GIVEN PROBLEM -> Tally the lines in the records underneath that contain the string "this", and state the figure by itself.

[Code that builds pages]
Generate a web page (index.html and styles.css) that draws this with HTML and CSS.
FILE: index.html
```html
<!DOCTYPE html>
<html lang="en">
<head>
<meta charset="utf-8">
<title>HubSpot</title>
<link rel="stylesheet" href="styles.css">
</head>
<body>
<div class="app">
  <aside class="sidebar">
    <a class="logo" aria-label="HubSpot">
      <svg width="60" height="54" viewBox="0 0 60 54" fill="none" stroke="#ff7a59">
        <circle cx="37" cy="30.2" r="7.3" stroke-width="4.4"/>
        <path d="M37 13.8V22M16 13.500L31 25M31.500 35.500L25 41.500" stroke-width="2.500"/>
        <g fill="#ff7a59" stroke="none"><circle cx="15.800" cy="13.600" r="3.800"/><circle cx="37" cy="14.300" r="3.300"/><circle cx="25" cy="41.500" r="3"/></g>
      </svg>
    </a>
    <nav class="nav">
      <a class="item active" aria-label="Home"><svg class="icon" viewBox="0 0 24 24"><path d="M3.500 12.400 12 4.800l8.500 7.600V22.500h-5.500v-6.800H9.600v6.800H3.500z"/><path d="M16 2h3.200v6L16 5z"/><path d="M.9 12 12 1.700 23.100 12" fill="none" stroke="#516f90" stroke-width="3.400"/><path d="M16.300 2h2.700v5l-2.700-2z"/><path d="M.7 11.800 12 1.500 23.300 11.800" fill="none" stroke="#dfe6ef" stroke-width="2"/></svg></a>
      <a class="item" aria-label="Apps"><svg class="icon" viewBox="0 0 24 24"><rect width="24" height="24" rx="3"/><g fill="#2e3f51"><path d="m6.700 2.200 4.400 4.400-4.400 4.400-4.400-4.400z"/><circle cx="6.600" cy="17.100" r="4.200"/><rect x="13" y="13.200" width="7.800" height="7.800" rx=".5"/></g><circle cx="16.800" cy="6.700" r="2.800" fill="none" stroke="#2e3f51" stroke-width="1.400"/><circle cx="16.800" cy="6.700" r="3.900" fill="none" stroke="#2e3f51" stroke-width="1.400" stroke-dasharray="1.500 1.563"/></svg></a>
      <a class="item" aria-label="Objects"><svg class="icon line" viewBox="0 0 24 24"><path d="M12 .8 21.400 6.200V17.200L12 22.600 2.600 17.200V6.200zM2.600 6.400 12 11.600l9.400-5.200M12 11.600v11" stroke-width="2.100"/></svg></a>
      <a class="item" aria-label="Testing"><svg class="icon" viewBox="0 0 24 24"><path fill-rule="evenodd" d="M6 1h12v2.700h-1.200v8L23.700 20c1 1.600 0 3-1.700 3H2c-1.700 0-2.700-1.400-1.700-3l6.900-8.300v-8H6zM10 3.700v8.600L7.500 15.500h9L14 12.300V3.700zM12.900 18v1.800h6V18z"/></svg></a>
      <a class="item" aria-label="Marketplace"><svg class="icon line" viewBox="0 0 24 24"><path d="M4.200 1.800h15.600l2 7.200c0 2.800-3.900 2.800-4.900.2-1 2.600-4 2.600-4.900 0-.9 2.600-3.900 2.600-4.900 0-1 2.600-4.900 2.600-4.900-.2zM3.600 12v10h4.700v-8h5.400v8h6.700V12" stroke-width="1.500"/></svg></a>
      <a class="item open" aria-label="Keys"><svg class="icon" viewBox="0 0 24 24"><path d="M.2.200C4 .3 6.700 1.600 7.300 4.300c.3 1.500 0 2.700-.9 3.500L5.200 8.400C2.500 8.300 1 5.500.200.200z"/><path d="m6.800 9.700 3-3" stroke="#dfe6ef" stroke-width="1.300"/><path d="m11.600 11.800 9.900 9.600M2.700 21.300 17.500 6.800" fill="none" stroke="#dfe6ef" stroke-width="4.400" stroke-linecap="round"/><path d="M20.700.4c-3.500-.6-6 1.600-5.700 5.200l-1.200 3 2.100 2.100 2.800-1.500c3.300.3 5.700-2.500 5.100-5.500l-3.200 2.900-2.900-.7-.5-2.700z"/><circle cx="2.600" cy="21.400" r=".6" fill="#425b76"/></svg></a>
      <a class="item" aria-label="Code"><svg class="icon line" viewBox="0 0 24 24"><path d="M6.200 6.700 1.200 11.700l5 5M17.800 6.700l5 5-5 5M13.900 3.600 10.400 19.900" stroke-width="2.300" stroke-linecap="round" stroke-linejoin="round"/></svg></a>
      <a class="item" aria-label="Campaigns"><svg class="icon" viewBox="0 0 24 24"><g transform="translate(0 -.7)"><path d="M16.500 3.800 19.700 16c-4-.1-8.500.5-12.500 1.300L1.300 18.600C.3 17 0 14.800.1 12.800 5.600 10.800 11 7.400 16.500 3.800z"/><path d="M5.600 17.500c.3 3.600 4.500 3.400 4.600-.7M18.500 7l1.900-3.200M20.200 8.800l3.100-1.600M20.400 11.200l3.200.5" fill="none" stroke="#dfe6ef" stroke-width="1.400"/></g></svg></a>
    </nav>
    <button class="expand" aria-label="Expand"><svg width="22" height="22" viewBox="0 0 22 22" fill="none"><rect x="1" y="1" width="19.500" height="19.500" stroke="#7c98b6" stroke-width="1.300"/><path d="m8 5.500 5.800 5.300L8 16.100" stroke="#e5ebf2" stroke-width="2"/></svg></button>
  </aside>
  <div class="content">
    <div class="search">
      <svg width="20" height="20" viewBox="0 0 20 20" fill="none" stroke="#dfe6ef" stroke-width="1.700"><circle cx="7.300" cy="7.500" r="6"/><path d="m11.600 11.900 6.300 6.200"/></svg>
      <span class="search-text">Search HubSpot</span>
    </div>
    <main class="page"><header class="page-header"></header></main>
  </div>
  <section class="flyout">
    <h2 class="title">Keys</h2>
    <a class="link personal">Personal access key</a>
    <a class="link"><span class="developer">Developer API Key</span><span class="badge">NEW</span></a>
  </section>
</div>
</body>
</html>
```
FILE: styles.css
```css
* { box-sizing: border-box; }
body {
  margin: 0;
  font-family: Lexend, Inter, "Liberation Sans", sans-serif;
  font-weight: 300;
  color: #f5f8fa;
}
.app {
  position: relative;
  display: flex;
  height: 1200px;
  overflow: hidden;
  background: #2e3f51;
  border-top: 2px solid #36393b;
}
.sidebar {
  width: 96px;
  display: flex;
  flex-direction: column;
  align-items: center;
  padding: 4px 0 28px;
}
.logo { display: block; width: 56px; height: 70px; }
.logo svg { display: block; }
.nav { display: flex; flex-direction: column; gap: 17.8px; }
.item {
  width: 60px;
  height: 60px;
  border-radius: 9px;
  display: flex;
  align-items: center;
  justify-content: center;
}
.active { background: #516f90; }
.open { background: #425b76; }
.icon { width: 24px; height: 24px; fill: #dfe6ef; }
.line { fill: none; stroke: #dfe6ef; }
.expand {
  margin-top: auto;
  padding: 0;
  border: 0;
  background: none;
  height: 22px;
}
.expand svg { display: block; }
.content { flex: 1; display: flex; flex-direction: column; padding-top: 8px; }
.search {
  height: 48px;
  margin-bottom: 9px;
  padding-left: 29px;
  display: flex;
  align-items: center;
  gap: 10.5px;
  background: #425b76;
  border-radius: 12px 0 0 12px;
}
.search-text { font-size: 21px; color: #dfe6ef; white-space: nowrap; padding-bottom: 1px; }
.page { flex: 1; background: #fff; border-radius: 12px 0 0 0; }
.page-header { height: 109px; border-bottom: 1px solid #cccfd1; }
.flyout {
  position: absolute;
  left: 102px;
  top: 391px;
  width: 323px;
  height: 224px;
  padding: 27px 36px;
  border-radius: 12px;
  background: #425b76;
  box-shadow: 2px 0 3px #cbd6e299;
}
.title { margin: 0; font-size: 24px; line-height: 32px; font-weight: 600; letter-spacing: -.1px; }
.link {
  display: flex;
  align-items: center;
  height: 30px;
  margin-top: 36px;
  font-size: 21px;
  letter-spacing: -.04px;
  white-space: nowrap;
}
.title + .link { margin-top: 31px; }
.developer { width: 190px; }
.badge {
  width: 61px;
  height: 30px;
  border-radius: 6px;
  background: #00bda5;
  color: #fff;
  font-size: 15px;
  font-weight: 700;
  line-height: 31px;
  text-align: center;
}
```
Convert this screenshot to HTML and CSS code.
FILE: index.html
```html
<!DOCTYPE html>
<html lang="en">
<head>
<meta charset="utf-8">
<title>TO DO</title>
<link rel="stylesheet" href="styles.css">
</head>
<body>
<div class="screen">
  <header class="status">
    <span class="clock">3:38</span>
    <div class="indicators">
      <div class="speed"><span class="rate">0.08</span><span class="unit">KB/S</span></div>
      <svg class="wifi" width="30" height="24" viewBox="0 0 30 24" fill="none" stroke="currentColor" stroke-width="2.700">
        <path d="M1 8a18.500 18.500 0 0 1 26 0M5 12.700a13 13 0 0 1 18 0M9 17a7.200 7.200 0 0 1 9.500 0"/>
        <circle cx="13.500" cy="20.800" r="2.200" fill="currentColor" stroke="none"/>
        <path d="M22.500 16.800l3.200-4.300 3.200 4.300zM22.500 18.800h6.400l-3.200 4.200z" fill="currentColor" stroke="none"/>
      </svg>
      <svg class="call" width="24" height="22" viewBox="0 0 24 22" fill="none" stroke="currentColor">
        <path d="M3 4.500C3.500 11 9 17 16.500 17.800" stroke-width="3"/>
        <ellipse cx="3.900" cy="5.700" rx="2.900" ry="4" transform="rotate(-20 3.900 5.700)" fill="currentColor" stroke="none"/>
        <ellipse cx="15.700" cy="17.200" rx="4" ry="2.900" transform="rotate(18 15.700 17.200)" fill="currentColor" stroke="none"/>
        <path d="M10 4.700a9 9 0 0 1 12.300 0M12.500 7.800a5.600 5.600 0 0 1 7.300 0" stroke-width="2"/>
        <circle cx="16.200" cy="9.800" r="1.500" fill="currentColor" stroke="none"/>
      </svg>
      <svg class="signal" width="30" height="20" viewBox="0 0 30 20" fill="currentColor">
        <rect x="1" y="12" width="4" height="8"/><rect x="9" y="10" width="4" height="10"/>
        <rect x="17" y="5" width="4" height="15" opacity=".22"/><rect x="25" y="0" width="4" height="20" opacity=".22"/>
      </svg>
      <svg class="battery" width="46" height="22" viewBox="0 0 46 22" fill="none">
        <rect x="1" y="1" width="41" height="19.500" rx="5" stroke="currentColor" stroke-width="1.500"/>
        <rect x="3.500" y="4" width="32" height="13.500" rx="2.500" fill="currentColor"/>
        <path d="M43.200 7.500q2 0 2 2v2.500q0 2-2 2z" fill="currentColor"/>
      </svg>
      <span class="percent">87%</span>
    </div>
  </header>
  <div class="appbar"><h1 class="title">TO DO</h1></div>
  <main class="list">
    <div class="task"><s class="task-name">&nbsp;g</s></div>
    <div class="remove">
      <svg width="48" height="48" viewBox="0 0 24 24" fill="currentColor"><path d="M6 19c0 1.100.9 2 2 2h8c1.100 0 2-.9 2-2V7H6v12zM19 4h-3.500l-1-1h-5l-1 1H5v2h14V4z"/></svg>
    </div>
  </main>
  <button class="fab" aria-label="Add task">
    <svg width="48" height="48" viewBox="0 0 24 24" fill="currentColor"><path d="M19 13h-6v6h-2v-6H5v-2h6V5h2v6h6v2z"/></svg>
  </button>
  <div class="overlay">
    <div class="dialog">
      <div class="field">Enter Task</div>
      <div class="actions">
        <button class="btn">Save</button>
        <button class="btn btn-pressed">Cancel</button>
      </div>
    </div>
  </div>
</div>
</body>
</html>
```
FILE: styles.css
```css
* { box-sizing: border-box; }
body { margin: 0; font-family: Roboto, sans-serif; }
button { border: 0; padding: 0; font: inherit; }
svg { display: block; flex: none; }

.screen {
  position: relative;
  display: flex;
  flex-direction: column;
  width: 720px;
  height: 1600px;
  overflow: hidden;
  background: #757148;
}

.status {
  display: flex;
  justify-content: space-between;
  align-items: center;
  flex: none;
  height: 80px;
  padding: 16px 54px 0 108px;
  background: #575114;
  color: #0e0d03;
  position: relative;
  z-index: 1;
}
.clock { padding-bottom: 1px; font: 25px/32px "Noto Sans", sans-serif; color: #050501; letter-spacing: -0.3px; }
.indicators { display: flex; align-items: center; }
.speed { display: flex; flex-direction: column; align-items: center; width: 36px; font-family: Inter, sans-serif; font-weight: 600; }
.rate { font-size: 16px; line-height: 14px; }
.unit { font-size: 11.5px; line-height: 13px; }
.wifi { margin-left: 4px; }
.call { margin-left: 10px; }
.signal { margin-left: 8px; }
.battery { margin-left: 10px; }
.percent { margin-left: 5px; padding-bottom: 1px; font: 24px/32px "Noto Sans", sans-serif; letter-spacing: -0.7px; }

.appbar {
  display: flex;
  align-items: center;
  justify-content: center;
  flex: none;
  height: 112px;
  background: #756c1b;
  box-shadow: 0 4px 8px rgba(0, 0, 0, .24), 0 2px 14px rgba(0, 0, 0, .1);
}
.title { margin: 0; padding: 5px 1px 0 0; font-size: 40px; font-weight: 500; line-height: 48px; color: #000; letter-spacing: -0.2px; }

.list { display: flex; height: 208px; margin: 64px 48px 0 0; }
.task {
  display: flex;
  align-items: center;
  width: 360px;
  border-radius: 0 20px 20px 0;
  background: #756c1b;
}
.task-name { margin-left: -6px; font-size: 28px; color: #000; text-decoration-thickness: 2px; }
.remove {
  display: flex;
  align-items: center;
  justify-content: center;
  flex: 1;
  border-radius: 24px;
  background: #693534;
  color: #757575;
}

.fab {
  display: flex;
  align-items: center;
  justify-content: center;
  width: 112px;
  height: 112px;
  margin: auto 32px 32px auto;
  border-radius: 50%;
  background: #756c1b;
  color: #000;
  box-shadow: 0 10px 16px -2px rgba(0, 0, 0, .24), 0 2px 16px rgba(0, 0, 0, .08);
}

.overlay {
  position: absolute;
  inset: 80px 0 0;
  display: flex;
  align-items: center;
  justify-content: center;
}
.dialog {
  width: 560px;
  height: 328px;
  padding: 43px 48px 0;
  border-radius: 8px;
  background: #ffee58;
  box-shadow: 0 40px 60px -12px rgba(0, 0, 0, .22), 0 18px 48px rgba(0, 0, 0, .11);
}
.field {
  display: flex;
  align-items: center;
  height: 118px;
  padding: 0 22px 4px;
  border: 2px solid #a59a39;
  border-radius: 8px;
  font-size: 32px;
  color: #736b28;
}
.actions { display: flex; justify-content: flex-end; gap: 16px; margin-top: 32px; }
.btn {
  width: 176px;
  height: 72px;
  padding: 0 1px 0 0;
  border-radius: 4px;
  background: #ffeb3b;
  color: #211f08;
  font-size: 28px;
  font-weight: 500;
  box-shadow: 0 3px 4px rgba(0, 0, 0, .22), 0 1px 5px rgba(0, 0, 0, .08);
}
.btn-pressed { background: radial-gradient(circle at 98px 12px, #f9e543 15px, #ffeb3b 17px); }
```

ANSWER -> 2